Russian President Vladimir Putin said Friday he may run for a fourth term as head of state in the country's next presidential election, scheduled for 2018.

His comments came during an annual meeting with journalists and Russia experts, held in the country's northwestern Valdai region.

Asked whether he might run for president again when his current six-year term expires, Mr. Putin responded: "I do not rule it out."

Mr. Putin was Russia's prime minister from 1999 to 2000, after which he served two four-year terms as president, from 2000 to 2008. He again served as prime minister from 2008 to 2012, when he was elected to a new, six-year presidential term.

Russia's constitution states that a president may not serve more than two terms consecutively.



Mr.

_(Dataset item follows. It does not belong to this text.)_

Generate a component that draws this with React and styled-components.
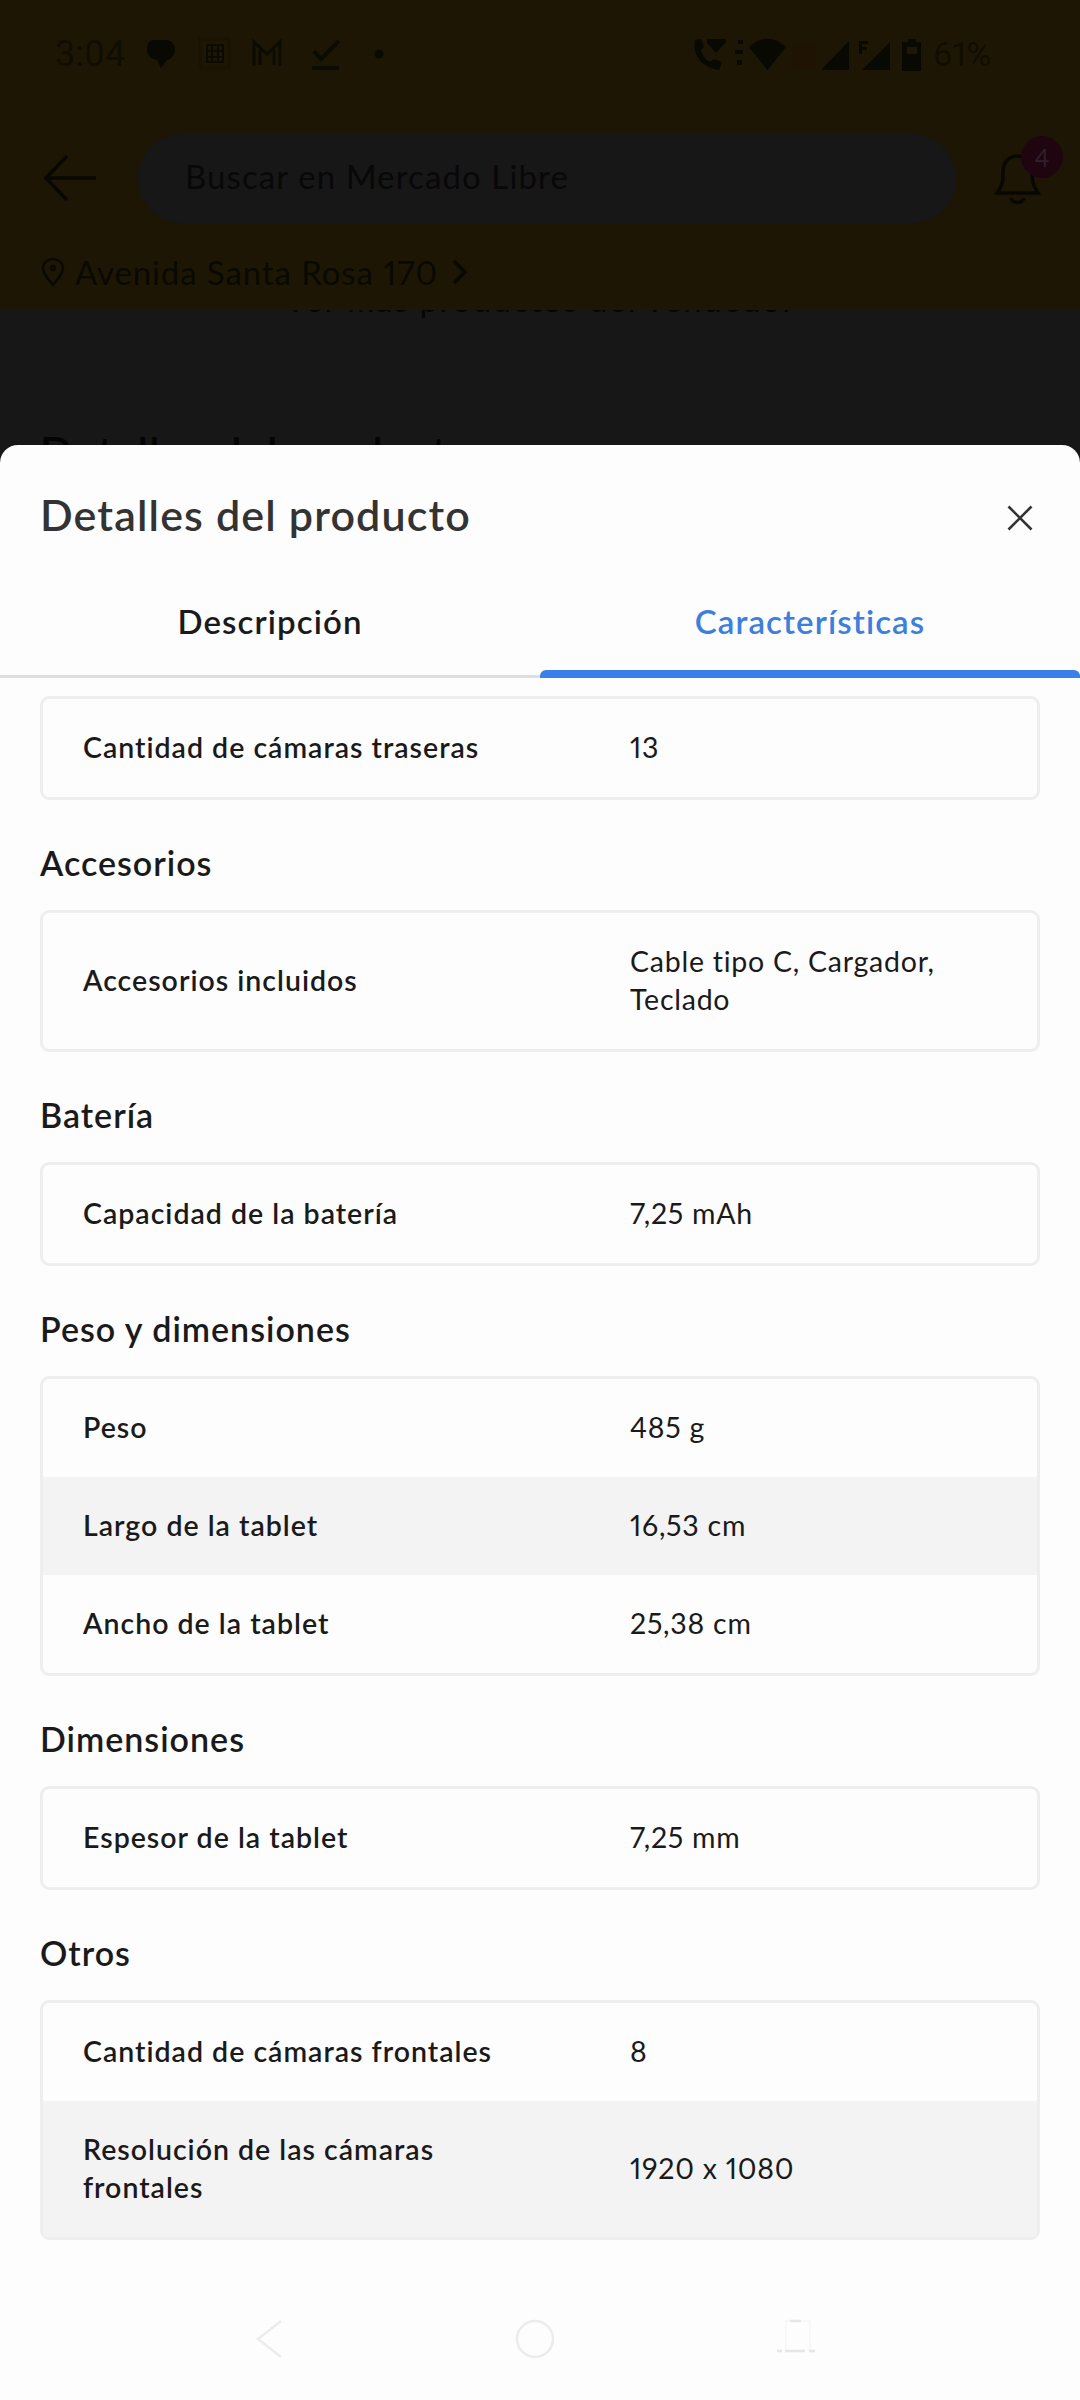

Putin told the meeting in Valdai that he could not be "100 percent sure" that a plan to destroy Syria's chemical weapons will be carried out completely, but said recent steps by Damascus "inspire confidence" that it will be.

He cited, among other things, the Syrian government's announcement that it will join the international chemical weapons convention.

Mr. Putin also said he had every reason to believe the August 21 chemical weapons attack outside Damascus, which the U.S. says killed 1,400 people, was a "provocation" staged by foes of Syrian President Bashar al-Assad.

The Syrian government has blamed the attack on rebel forces.